Arvol Looking Horse told me as we were talking about my love for my river, he said “You understand it. You understand the tree. So the tree has all these roots that are growing down and you have the mainstem of the tree that goes up and you have the branches. That is us. The Missouri is the branch of this great tree and our branch is sick. But we can make it well. The mainstem is the Mississippi. It is dying because its roots in the Gulf of Mexico are dying. But if we can heal this branch, we can heal the mother tree. And by doing that one thing, we can heal the world.”

And I thought, “Wow I understand now.” It is not about me. It is not about my dear son. It’s about everything. So we’ve only just begun. I’m asking as everybody has woken up and spread these seeds — don’t go back to sleep. The world is counting on you now.

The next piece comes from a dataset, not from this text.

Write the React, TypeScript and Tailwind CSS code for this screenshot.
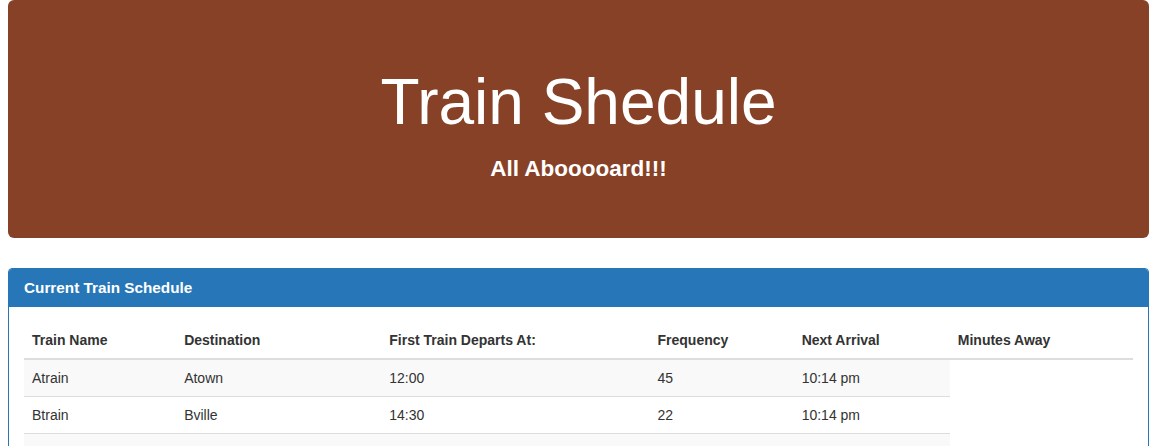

LaDonna Brave Bull Allard shared hard-earned wisdom that we should all take to heart. Whether you are protecting water in your community — or fighting to preserve health care — or working to promote social justice for people of color, we must remember that the “power is still in the people” and that we cannot go back to sleep. We will not win every battle — but just as the Water Protectors continue to spread their message and inspire others even after the Dakota Access Pipeline was approved, our continuing efforts (win or lose) will plant seeds. Jon Ossoff and those who fought for his election have planted seeds in Georgia. Rob Quist and the Montanans who fought with him planted seeds in Big Sky country. The millions of women who marched on inauguration weekend planted seeds of resistance in communities coast to coast. We need to keep planting and nurturing those seeds, finding our resilience as the Lakota people have had to do for generations. And if we each focus on the branches we can heal and keep fighting — together we CAN heal the world.

And the world is counting on us.

Thanks to Meteor Blades for his helpful editorial comments on a draft of this piece. Any remaining errors are the responsibility of the author alone.